The stadium has been chosen as the best place for the Rock Star to make his proclamations, because he knows, like his commercial team, that his acolytes will appear. Glassy-eyed, they will drift in to hear what he has to impart. But what the Rock Star does, instead, is give face to his personality, one which is balanced upon the foundations of his well-documented lifestyle, the mainstream media long having tracked his every move with craven reviews and gushing praise.

And now he has bought into his own hype, and with dwindling inspiration and record sales falling year on year, the monkey on his back digs in its claws. So, caught in a trap, the Rock Star begins the sham and is buoyed by the Establishment against which he once railed as a young man, his humility now all but forgotten.

“One thing you’ll learn when you’re in the business of selling utter shite to the Great British Public is that there’s really no bottom to where they’ll go.” These words, written by John Niven, can be found in his novel ‘Kill Your Friends’, and of the framework in which the Rock Star operates, few words have hit home as succinctly.

So the game is up. It’s time for a rethink.

But the problem is this: there exists the lie that the Rock Star has lived a fated life, that he now deserves the unthinking adulation and is beyond criticism, that he has ascended to a throne that is, by rights, his, his own perception of himself now warped by decades of unflagging media sycophancy.

But look a little more closely and you’ll see his eyes betraying a terrible worry concerning his artistic relevance. An artist? you cry. Surely an artist creates because he must, not because of the money he might make?

But think again and see his 1,000-yard stare boring from a face digitalised and disseminated, the face behind the endless records, each one sounding like the one that came before it as sales plummet, yet as sales plummet his major record label fails to take note. It rolls with the icon, gives him free rein to do as he pleases in the absence of a cogent strategy that might well be couched as ‘Take time out, recover your poise, find your muse, write, then return’.

But the Rock Star won’t heed such advice. Instead, he becomes a pastiche of himself, and the public, galled and bored, keeps their money in their pockets.

This is today, with Rock Stars of the past caught up and brainwashed by the cult of their own personalities. It’s a business model that fails a little bit more with each passing year, and with each passing year the value and inherent cachet of once glittering back catalogues gets buried under the modern mulch of overreaching egos.

There seems to be only one path forward for the Rock Star: to inflate the original idea that the public first fell in love with, shoot it full of formaldehyde, try to look hip and dangerous as you once did, and start selling the old mantra as a new mantra while convincing yourself that the public, whose collective amnesia is the most consistent thing upon which you can rely, will lap it up. Because they will. Niven was right. They have to. They have to believe in something, because to believe in nothing is unacceptable. They must fill the void that sits at the centre of their starved, western lives.

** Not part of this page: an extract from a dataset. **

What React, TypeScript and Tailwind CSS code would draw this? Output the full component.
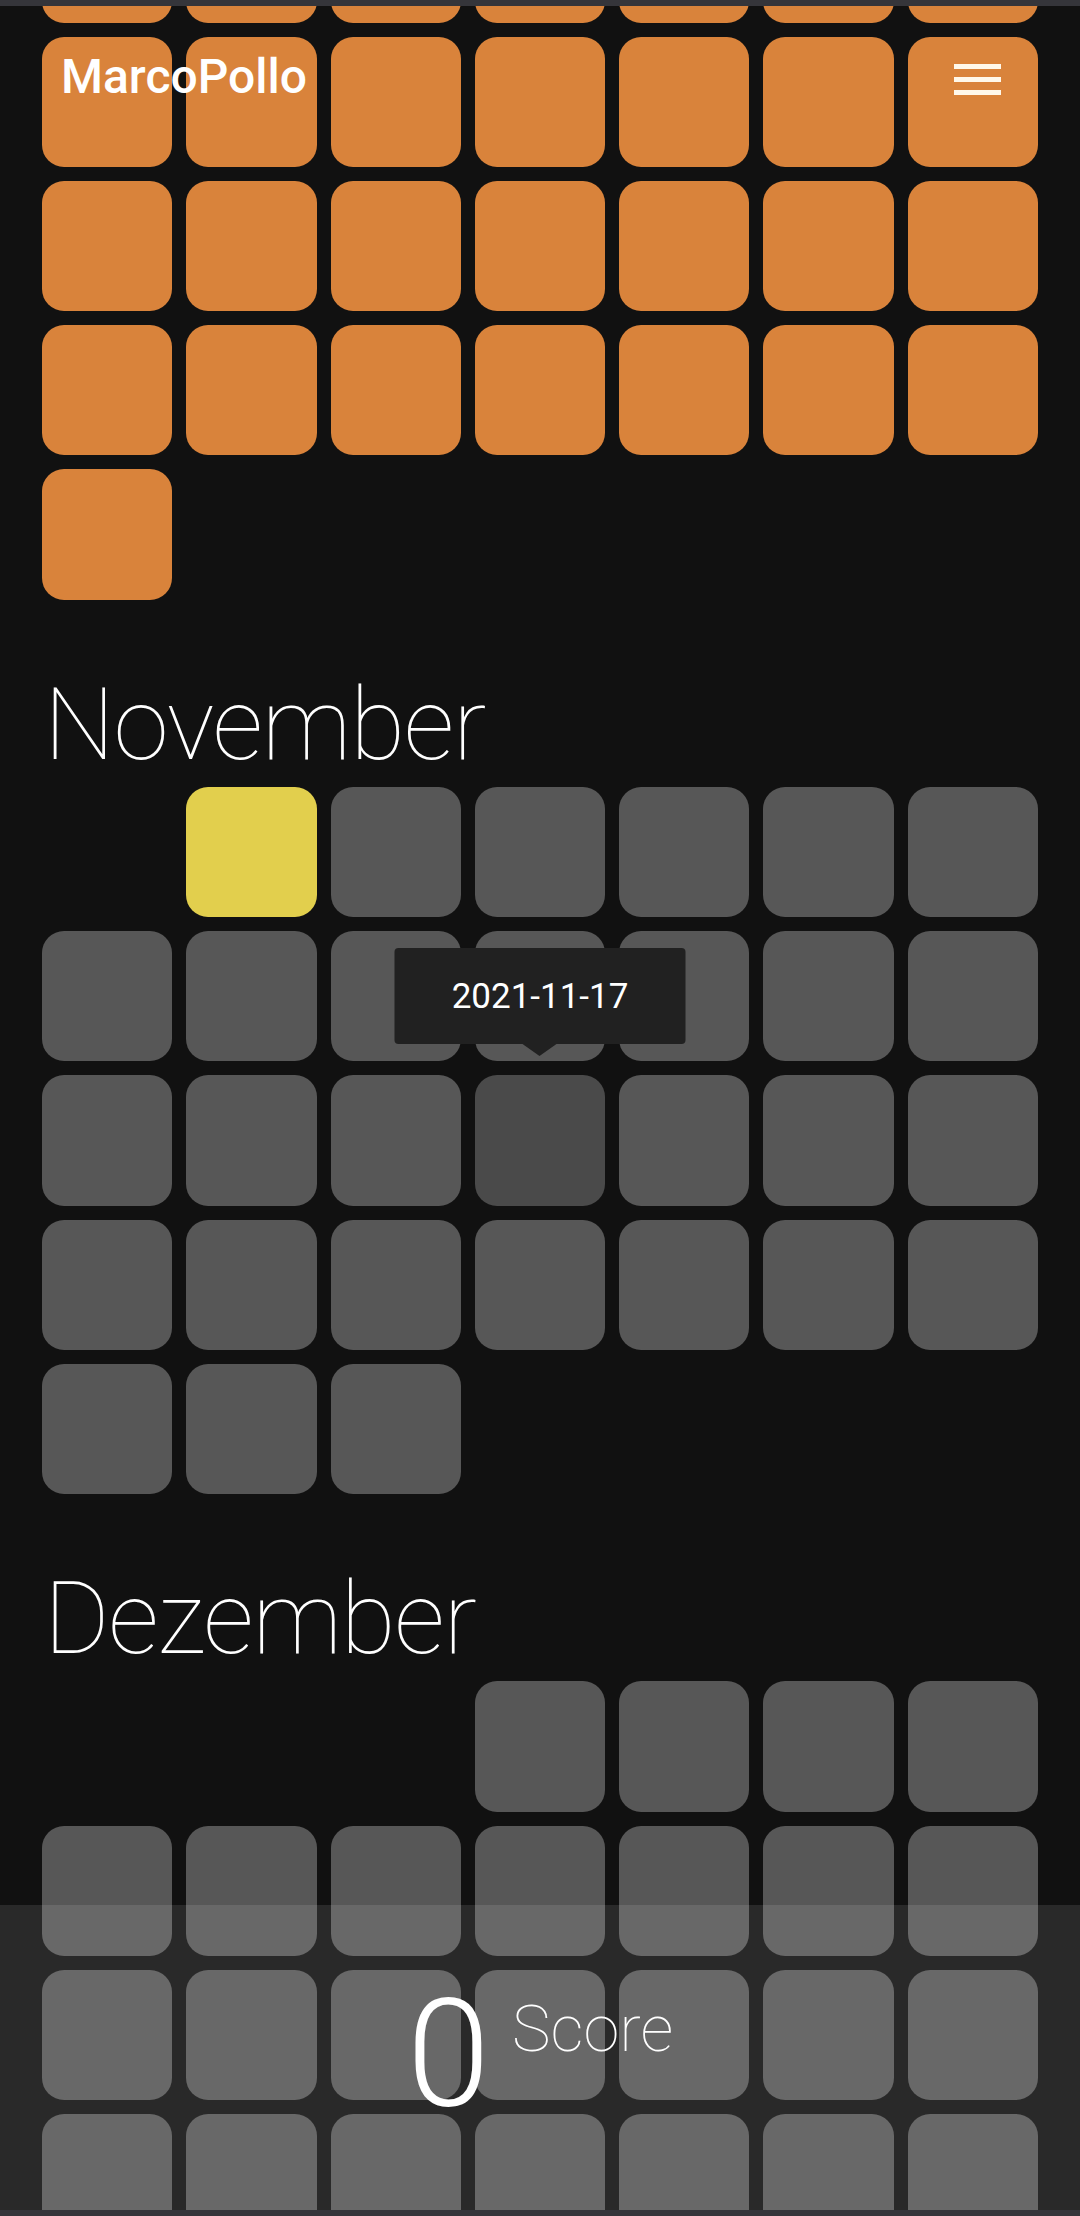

It is here where a new evangelism takes root. The Rock Star poses as a redeemer whose records will deliver salvation. His image is everywhere, his enigma now mass produced and snaffled up by the fans as opiate. Yet it’s the worst kind of nostalgia because it comes as a sudden reminder of the star’s lost youth as he attempts to monetise any existing scrap of paraphernalia that was once associated with said youth. It’s the selling off of the past for a paltry gain. It should be beneath him to resort to such tactics, but since the music industry has long ago refused to invest long-term in new music – from which he’d be able to draw inspiration – he has been forced to put his ego on steroids. Then resell it.

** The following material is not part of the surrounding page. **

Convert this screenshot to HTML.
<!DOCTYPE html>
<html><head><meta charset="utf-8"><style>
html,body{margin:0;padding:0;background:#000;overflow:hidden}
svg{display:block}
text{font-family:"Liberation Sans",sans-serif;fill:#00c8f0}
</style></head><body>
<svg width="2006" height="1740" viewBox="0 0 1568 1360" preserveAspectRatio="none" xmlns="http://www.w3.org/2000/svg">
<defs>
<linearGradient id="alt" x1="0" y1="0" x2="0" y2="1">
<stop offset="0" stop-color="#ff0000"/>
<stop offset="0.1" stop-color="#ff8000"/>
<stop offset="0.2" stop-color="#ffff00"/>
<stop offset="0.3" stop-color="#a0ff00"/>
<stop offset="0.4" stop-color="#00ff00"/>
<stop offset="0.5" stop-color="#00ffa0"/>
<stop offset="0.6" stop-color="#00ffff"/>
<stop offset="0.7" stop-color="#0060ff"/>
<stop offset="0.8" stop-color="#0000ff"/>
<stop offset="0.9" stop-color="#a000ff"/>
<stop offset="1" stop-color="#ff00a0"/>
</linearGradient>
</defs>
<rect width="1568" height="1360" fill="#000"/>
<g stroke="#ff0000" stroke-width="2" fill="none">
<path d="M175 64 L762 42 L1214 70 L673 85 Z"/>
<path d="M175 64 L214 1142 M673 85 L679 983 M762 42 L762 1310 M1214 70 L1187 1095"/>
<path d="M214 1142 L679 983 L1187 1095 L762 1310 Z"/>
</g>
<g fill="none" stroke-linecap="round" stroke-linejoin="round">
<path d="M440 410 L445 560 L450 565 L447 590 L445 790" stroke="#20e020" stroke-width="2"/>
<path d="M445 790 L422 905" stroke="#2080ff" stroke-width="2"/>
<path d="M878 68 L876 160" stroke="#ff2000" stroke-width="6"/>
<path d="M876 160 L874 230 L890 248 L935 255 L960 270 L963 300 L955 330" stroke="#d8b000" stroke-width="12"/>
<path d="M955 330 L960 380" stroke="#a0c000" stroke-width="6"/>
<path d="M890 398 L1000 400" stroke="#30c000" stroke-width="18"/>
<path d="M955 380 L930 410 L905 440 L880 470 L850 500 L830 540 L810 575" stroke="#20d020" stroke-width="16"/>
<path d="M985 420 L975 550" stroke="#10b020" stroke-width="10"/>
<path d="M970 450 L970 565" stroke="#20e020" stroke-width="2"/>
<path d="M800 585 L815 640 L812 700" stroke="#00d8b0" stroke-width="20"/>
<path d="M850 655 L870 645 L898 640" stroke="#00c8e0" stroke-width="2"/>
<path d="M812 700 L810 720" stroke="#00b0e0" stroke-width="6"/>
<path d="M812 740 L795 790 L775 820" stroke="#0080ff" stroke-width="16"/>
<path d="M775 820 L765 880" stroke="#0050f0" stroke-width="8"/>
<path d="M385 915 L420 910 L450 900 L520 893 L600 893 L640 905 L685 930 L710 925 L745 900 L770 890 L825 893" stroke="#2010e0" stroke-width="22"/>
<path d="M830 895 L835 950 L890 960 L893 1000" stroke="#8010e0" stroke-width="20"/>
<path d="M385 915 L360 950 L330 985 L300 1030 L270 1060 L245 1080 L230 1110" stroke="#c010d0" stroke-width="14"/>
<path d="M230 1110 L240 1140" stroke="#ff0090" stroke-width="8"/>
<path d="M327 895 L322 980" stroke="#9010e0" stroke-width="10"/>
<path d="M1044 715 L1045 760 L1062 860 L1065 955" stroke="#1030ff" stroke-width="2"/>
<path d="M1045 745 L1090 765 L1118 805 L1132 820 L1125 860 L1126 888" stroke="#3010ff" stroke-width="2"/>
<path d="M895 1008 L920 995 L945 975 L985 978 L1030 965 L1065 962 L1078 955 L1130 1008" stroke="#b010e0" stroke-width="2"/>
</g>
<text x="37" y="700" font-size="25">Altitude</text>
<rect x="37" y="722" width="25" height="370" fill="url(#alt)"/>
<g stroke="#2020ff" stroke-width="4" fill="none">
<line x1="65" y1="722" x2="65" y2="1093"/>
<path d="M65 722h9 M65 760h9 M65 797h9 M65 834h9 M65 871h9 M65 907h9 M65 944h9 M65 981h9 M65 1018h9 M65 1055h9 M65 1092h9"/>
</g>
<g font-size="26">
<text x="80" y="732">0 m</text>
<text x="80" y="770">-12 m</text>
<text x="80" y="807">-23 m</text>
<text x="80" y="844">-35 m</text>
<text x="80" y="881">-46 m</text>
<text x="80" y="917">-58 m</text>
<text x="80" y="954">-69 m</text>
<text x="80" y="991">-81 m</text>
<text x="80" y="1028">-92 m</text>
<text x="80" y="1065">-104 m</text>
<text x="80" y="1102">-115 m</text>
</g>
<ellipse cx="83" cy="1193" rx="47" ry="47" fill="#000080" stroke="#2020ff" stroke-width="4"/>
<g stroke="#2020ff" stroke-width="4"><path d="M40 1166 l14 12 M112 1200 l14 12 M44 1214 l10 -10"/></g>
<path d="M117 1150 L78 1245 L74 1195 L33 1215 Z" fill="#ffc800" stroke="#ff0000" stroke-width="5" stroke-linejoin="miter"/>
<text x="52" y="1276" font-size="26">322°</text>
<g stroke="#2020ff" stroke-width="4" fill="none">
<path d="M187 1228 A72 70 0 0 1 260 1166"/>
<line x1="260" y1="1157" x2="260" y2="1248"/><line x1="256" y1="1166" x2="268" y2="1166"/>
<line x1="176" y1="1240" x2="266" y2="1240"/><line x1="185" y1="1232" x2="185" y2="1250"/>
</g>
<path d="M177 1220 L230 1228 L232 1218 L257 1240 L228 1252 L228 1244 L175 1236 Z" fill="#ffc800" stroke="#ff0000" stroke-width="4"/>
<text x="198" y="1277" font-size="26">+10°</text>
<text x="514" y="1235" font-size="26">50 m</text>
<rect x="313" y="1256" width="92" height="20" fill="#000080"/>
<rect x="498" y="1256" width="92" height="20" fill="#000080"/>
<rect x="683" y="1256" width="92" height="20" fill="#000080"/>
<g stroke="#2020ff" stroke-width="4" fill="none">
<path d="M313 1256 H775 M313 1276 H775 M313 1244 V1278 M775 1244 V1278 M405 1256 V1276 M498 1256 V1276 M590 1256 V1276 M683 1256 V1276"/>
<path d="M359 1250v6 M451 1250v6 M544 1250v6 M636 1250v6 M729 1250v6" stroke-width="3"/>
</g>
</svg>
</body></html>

Only the accompanying smell of formaldehyde is too strong, and when he takes to the stage under the lights, rebuffed and rebooted, he notices the half-full seating and the echoing steps of loyal followers who still think it’s 1977.

To face the harsh reality – that the music business is dying off –  is much too hard a task for some.

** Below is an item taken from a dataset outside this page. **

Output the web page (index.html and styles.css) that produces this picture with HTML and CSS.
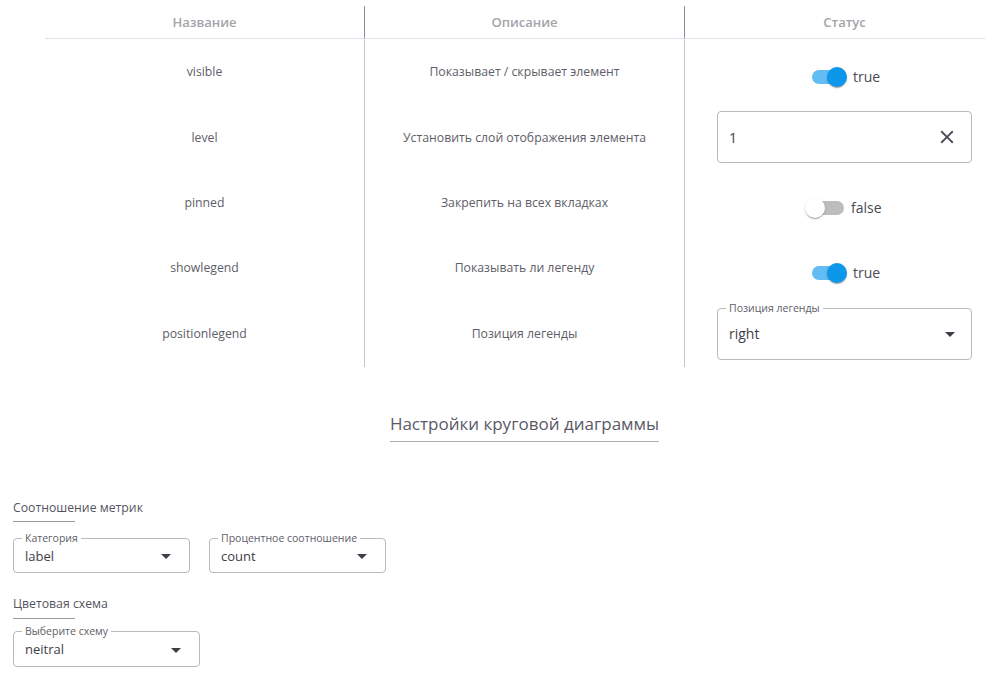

For star and fan alike, inspiration has vanished down a rabbit hole and all that remains is the Rock Star’s shopworn mantra for which he became famous in the first place. Self-respect, long since vanquished by his ego, would have seen him retire and secure his legacy. But instead he accepts the title of National Treasure and, with him, the industry staggers on, only able to survive if it chooses to invest in new talent.

Investment in new blood is needed like never before, and the reselling of rock retirees should no longer be an option (much like this rant).